“A questão de exceder as horas extra de trabalho previstas – as tais 150 -, assim como a eventualidade de [os médicos internos] poderem não estar acompanhados é fundamental”, disse à Lusa o presidente do Colégio da Especialidade de Ginecologia/Obstetrícia da Ordem dos Médicos (OM), João Bernardes, sublinhando que, no limite, pode levar à perda da idoneidade formativa atribuída pela Ordem aos hospitais.
De acordo com João Bernardes, o colégio de Ginecologia/Obstetrícia da OM ainda não recebeu a carta, divulgada na terça-feira, que os médicos internos enviaram à ministra a informar que entregaram minutas de escusas de responsabilidade, para serem usadas sempre que estiverem destacados para trabalho em urgência e as escalas não cumprirem o regulamento.
Sublinhou: “a questão de se exceder as horas extra de trabalho previstas [150/ano] e a eventualidade de poderem não estar acompanhados é fundamental para a ordem e para os colégios”.
O responsável explicou que sempre que os colégios da especialidade fazem visitas para atribuir idoneidade formativa a um serviço verificam se essas condições estão a ser cumpridas, “quer junto dos diretores e dos conselhos de administração, quer junto dos especialistas e também dos internos”.
O cumprimento do regulamento “é um ponto fundamental na garantia da segurança e na formação dos internos” e, quando não é reiteradamente cumprido, a Ordem dos Médicos “terá de atuar porque isso pode por em causa a capacidade formativa dos serviços” para receberem internos, afirmou.
Questionado pela Lusa, João Bernardes disse que até ao momento o colégio da especialidade não recebeu qualquer queixa formal, mas explica que, nas visitas de idoneidade aos serviços que o colégio faz todos os meses (uma a duas) tem verificado “que há sempre pontualmente situações deste tipo”.
“Damos sempre um prazo para resolver esse problema e, se não for resolvido, temos de por em causa a idoneidade do serviço e comunicar essa situação”, acrescentou.
Explicou que todos os anos a OM recebe respostas a inquéritos que faz a todos os serviços que têm formação e que faz revisitas de cinco em cinco anos, ou “sempre que há problemas”.
“Como tem havido muitos problemas nos últimos anos temos feito muitas revisitas”, revelou, acrescentando: “Há serviços em que num espaço de um ano fizemos duas ou três revisitas”.
O responsável insistiu no cumprimento do regulamento e explicou: “exceder as horas extra é uma questão de segurança clínica, para eles [internos] e para os doentes, mas também um problema na formação.
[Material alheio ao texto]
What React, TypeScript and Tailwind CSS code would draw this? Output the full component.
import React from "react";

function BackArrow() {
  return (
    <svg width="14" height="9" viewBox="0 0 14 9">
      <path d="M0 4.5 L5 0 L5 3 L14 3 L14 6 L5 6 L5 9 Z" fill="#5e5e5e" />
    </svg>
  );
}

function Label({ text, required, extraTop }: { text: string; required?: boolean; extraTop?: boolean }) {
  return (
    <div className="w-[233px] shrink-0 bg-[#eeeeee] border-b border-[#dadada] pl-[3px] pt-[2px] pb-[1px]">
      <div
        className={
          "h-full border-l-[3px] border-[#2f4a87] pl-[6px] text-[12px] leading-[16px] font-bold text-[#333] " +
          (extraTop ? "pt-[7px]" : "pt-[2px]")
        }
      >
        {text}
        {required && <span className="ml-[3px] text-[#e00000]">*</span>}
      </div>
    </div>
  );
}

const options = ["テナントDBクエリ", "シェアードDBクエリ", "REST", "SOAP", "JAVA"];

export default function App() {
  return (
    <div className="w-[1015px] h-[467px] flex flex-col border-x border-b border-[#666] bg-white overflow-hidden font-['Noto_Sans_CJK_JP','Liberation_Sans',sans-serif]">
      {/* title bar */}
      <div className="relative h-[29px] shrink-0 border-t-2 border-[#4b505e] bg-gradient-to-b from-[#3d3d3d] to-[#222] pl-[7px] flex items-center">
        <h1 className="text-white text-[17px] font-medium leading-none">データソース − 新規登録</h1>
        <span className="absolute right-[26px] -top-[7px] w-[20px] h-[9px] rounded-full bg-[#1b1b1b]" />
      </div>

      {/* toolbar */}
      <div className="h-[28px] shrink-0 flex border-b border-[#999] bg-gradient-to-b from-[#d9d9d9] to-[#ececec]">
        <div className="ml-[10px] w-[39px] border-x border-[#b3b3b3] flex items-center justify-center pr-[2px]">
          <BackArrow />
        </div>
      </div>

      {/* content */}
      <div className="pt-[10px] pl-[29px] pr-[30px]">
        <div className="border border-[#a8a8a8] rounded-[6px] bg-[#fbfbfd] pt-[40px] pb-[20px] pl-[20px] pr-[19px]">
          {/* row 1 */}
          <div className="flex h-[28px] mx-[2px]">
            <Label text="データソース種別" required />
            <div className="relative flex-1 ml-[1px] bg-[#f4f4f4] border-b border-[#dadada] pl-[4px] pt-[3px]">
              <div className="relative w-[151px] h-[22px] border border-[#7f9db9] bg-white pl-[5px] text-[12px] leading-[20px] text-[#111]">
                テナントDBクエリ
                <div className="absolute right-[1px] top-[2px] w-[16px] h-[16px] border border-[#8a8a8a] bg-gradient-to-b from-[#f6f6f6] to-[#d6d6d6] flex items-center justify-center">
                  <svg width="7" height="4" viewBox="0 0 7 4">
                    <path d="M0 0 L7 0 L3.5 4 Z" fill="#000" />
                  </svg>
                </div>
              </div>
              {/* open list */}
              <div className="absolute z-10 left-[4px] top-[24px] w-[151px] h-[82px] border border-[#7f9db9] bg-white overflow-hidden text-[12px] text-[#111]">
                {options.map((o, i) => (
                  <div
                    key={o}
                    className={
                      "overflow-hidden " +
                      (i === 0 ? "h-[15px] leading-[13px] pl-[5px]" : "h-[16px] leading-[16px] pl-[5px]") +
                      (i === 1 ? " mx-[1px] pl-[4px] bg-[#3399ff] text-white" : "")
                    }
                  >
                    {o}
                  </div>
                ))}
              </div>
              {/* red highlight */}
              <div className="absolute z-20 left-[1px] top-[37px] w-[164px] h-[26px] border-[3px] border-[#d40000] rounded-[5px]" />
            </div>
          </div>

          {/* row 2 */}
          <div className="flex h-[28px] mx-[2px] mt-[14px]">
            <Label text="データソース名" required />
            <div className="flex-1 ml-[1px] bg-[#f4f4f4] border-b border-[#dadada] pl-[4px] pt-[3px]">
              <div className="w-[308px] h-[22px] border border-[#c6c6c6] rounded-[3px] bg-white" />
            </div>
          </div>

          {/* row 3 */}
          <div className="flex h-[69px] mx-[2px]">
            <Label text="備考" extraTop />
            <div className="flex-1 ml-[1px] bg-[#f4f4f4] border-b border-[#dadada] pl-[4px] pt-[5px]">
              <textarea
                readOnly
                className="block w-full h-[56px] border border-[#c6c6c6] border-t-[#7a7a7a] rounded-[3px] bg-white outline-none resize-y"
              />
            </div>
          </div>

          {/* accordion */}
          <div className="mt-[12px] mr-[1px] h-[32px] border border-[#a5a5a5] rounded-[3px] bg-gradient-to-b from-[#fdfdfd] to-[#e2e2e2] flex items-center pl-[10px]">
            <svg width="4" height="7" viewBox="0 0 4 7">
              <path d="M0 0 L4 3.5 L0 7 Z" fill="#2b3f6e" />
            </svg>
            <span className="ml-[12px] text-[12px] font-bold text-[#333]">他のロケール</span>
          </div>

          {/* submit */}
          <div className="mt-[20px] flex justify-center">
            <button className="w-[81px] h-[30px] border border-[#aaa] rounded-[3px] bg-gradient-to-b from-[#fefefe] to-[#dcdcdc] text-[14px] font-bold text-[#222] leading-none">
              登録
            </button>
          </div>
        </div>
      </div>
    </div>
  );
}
Se eles tiverem muitas horas na urgência não têm tempo para fazer formação em ecografia ou em bloco operatório, por exemplo”.
João Bernardes sublinhou que a prioridade é “cativar as pessoas”, não só para que entrem no SNS, mas para que não saiam: “É preciso condições para que eles entrem e não saiam. Temos tido especialistas a não quererem concorrer e ainda agora, no último concurso, houve especialistas que não ocuparam as vagas”.
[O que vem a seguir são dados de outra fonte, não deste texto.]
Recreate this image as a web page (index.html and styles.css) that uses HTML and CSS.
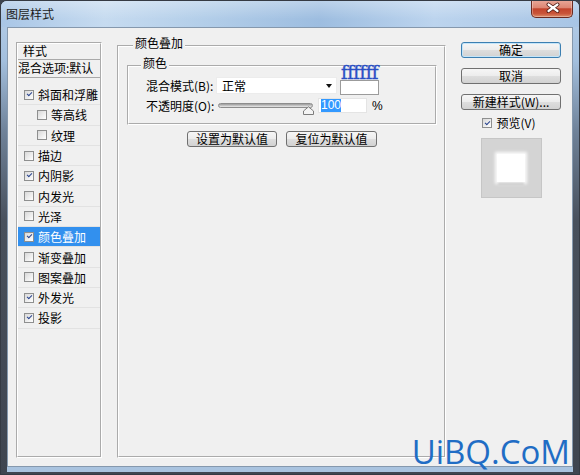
FILE: index.html
```html
<!DOCTYPE html>
<html lang="zh-CN">
<head>
    <meta charset="UTF-8">
    <meta name="viewport" content="width=device-width, initial-scale=1.0">
    <title>图层样式</title>
    <link rel="stylesheet" href="styles.css">
</head>
<body>
    <div class="window">
        <div class="titlebar">
            <span class="title">图层样式</span>
            <div class="close-btn">
                <svg width="42" height="17" viewBox="0 0 42 17">
                    <path d="M16.5 4.5 L25.5 11 M25.5 4.5 L16.5 11" stroke="#4a1710" stroke-width="4" stroke-linecap="round"/>
                    <path d="M16.5 4.5 L25.5 11 M25.5 4.5 L16.5 11" stroke="#fff" stroke-width="2.2" stroke-linecap="round"/>
                </svg>
            </div>
        </div>

        <div class="client">
            <!-- left: list of effects -->
            <div class="style-list">
                <div class="list-head">样式</div>
                <div class="list-blend">混合选项:默认</div>
                <div class="list-item"><span class="cb on"></span>斜面和浮雕</div>
                <div class="list-item sub"><span class="cb"></span>等高线</div>
                <div class="list-item sub"><span class="cb"></span>纹理</div>
                <div class="list-item"><span class="cb"></span>描边</div>
                <div class="list-item"><span class="cb on"></span>内阴影</div>
                <div class="list-item"><span class="cb"></span>内发光</div>
                <div class="list-item"><span class="cb"></span>光泽</div>
                <div class="list-item selected"><span class="cb on"></span>颜色叠加</div>
                <div class="list-item"><span class="cb"></span>渐变叠加</div>
                <div class="list-item"><span class="cb"></span>图案叠加</div>
                <div class="list-item"><span class="cb on"></span>外发光</div>
                <div class="list-item"><span class="cb on"></span>投影</div>
            </div>

            <!-- middle: settings -->
            <fieldset class="panel">
                <legend>颜色叠加</legend>
                <fieldset class="group">
                    <legend>颜色</legend>
                    <div class="field-row">
                        <span class="field-label">混合模式(B):</span>
                        <div class="select">
                            <span>正常</span>
                            <span class="select-arrow"></span>
                        </div>
                        <div class="swatch"><span class="swatch-note">ffffff</span></div>
                    </div>
                    <div class="field-row second">
                        <span class="field-label">不透明度(O):</span>
                        <div class="slider">
                            <div class="slider-track"></div>
                            <svg class="slider-thumb" width="11" height="9" viewBox="0 0 11 9">
                                <path d="M0.5 8.5 L0.5 5 L5.5 0.8 L10.5 5 L10.5 8.5 Z" fill="#f4f4f4" stroke="#7d7d7d"/>
                            </svg>
                        </div>
                        <div class="num-input"><span class="sel-text">100</span></div>
                        <span class="unit">%</span>
                    </div>
                </fieldset>
                <div class="panel-buttons">
                    <button class="btn btn-wide">设置为默认值</button>
                    <button class="btn btn-wide">复位为默认值</button>
                </div>
            </fieldset>

            <!-- right: dialog buttons -->
            <div class="side">
                <button class="btn btn-default">确定</button>
                <button class="btn">取消</button>
                <button class="btn">新建样式(W)...</button>
                <div class="preview-check"><span class="cb on"></span>预览(V)</div>
                <div class="preview">
                    <div class="preview-swatch"></div>
                </div>
            </div>
        </div>

        <div class="watermark">UiBQ.CoM</div>
    </div>
</body>
</html>
```

FILE: styles.css
```css
* {
    box-sizing: border-box;
}

body {
    margin: 0;
    background-color: #3d434d;
    font-family: "Noto Sans CJK SC", "Noto Sans", sans-serif;
    font-size: 12px;
    color: #000;
}

.window {
    position: relative;
    width: 580px;
    height: 475px;
    border: 1px solid #353a43;
    border-radius: 7px 7px 0 0;
    background: linear-gradient(180deg, #b8d0ea 0, #a3bfdd 60px, #6f8299 130px, #48505c 220px, #3f4550 100%);
    display: flex;
    flex-direction: column;
    overflow: hidden;
}

/* title bar */
.titlebar {
    height: 26px;
    display: flex;
    align-items: center;
    padding-left: 5px;
    background:
        linear-gradient(180deg, rgba(255, 255, 255, 0.3), rgba(255, 255, 255, 0) 70%),
        linear-gradient(90deg, #a9c6e6 0%, #c6dbf0 18%, #b3cee9 35%, #9dbde0 55%, #bcd4ee 75%, #a8c5e5 100%);
}

.title {
    flex: 1;
    line-height: 14px;
    color: #1b1b1b;
}

.close-btn {
    align-self: flex-start;
    margin-top: -1px;
    margin-right: 6px;
    width: 42px;
    height: 18px;
    border: 1px solid #6b2a20;
    border-top: none;
    border-radius: 0 0 5px 5px;
    background: linear-gradient(180deg, #e9a99a 0%, #dd8673 45%, #c2442c 52%, #c9553a 80%, #dc8e6b 100%);
    box-shadow: inset 0 0 0 1px rgba(255, 255, 255, 0.3);
}

.close-btn svg {
    display: block;
}

/* client area */
.client {
    height: 440px;
    margin: 0 6px;
    padding: 14px 11px 8px 8px;
    border: 1px solid #8598ad;
    background-color: #f0f0f0;
    display: flex;
    box-shadow: 0 5px 0 #a9c3df;
}

/* left list */
.style-list {
    width: 86px;
    flex-shrink: 0;
    border: 2px groove #fff;
    overflow: hidden;
}

.list-head {
    height: 16px;
    line-height: 14px;
    padding-left: 5px;
    border-bottom: 1px solid #a9a9a9;
}

.list-blend {
    height: 18px;
    line-height: 16px;
    white-space: nowrap;
    border-bottom: 1px solid #a9a9a9;
    margin-bottom: 7px;
}

.list-item {
    height: 20.3px;
    display: flex;
    align-items: center;
    padding-left: 6px;
    white-space: nowrap;
    border-bottom: 1px solid #e2e2e2;
}

.list-item.sub {
    padding-left: 19px;
}

.list-item.selected {
    background-color: #3290ee;
    color: #fff;
}

.cb {
    width: 10px;
    height: 10px;
    flex-shrink: 0;
    margin-right: 4px;
    border: 1px solid #8e8f8f;
    background: linear-gradient(135deg, #d8d8d8, #fff);
    display: inline-flex;
    align-items: center;
    justify-content: center;
}

.cb.on::after {
    content: "";
    box-sizing: content-box;
    width: 4px;
    height: 2px;
    border-left: 1.6px solid #2a4590;
    border-bottom: 1.6px solid #2a4590;
    transform: translateY(-1px) rotate(-45deg);
}

/* main panel */
.panel {
    width: 329px;
    flex-shrink: 0;
    margin: -6px 15px 0 15px;
    padding: 0 7px 0 8px;
    border: 2px groove #fff;
    min-width: 0;
}

.panel > legend,
.group > legend {
    padding: 0 2px 6px;
    line-height: 14px;
}

.panel > legend {
    margin-left: 6px;
}

.group {
    margin: 0;
    padding: 1px 0 10px 0;
    border: 2px groove #fff;
    min-width: 0;
}

.group > legend {
    margin-left: 12px;
}

.field-row {
    display: flex;
    align-items: center;
    height: 17px;
    padding-left: 17px;
}

.field-row.second {
    height: 15px;
    margin-top: 4px;
}

.field-label {
    width: 70px;
    white-space: nowrap;
}

.select {
    width: 121px;
    height: 17px;
    display: flex;
    align-items: center;
    justify-content: space-between;
    padding: 0 4px 0 5px;
    background-color: #fff;
    border: 1px solid #ececec;
}

.select-arrow {
    width: 0;
    height: 0;
    border-left: 3.5px solid transparent;
    border-right: 3.5px solid transparent;
    border-top: 4px solid #111;
}

.swatch {
    position: relative;
    align-self: flex-start;
    margin-top: 3px;
    margin-left: 3px;
    width: 39px;
    height: 15px;
    border: 1px solid #9b9b9b;
    background-color: #fff;
}

.swatch-note {
    position: absolute;
    left: 0;
    bottom: 100%;
    font-family: "DejaVu Serif", serif;
    font-size: 18px;
    line-height: 16px;
    letter-spacing: -0.5px;
    color: #2a4fc5;
    -webkit-text-stroke: 0.4px #2a4fc5;
}

.slider {
    position: relative;
    width: 100px;
    height: 15px;
    display: flex;
    align-items: center;
}

.slider-track {
    width: 95px;
    height: 5px;
    margin-left: 2px;
    border: 1px solid #8d8d8d;
    border-radius: 3px;
    background: linear-gradient(180deg, #9c9c9c, #e9e9e9);
}

.slider-thumb {
    position: absolute;
    right: 2px;
    top: 8px;
}

.num-input {
    width: 49px;
    height: 15px;
    margin-left: 2px;
    padding-left: 2px;
    display: flex;
    align-items: center;
    background-color: #fff;
    border: 1px solid #e4e4e4;
    font-family: "Liberation Sans", Arial, sans-serif;
}

.sel-text {
    background-color: #3399ff;
    color: #fff;
    line-height: 13px;
}

.unit {
    margin-left: 5px;
    font-family: "Liberation Sans", Arial, sans-serif;
}

.panel-buttons {
    display: flex;
    justify-content: center;
    gap: 9px;
    margin-top: 6px;
}

/* buttons */
.btn {
    height: 16px;
    margin: 0;
    padding: 0;
    border: 1px solid #707070;
    border-radius: 3px;
    background: linear-gradient(180deg, #f6f6f6 0, #ececec 50%, #dedede 50%, #d2d2d2 100%);
    font-family: "Noto Sans CJK SC", "Noto Sans", sans-serif;
    font-size: 12px;
    line-height: 14px;
    color: #000;
}

.btn-wide {
    width: 90px;
}

.btn-wide + .btn-wide {
    width: 91px;
}

.btn-default {
    border-color: #3c7fb1;
    box-shadow: inset 0 0 0 1px #c4e5f9;
}

/* right column */
.side {
    width: 100px;
    flex-shrink: 0;
    display: flex;
    flex-direction: column;
}

.side .btn {
    margin-bottom: 10px;
}

.preview-check {
    display: flex;
    align-items: center;
    justify-content: center;
    height: 14px;
    margin-top: -4px;
    padding-right: 4px;
    line-height: 14px;
}

.preview {
    align-self: center;
    width: 61px;
    height: 60px;
    margin-top: 8px;
    border: 1px solid #c6c6c6;
    background-color: #d4d4d4;
    display: flex;
    align-items: center;
    justify-content: center;
}

.preview-swatch {
    width: 28px;
    height: 28px;
    background-color: #fff;
    box-shadow: 0 0 3px 2px rgba(255, 255, 255, 0.9), 0 3px 2px -1px rgba(0, 0, 0, 0.35);
}

.watermark {
    position: absolute;
    right: 9px;
    bottom: 6px;
    font-family: "Open Sans", "Noto Sans", sans-serif;
    font-size: 33px;
    line-height: 33px;
    color: #1f6dc5;
}
```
Lembrou ainda que não se trata apenas de questões remuneratórias.
“Não é só uma questão remuneratória. É preciso que os concursos sejam previsíveis: temos verificado que só no fim do internato é que os internos constituem família (…) e se nessa altura não fazem a mínima ideia onde podem ficar, vão tentar resolver o problema ou no próprio Estado [como tarefeiros] ou no privado”.
“Depois, tem de haver uma previsibilidade da progressão na carreira, abrir vagas, saber quando abrem as vagas para assistentes graduados, para assistentes graduados sénior. Estamos sem assistentes graduados sénior no SNS. E tem de haver um bom ambiente em termos de formação e um bom ambiente de trabalho em termos de instalações e equipamentos”, acrescentou.
“Na pandemia falou-se muito em quem estava da primeira linha e a certa altura essa primeira linha era muito espessa. Mas a linha era muito fina, muito ténue… e a primeira linha era dos internos. Foram eles que vestiram aqueles escafandros, naquela fase de terror, e foram eles que foram para a linha da frente. Antes de entrarem nos hospitais, nos cuidados intensivos e nos outros serviços, os internos estavam na primeira linha, nas tendas”, insistiu.
Questionado sobre a formação destes profissionais, explicou que o curso de medicina (mestrado integrado) tem a duração de seis anos e, no caso da especialidade de ginecologia/obstetrícia, há mais sete anos até se ser considerado especialista (um ano de treino geral, o chamado ano comum, e mais seis de internato). Os internos fazem provas anuais e, no fim, uma prova nacional.
Alem desta formação, explicou João Bernardes, se depois o especialista quiser ter competência nalguma subespecialidade – como, por exemplo, a ecografia obstétrica – terá mais dois ou três anos de formação.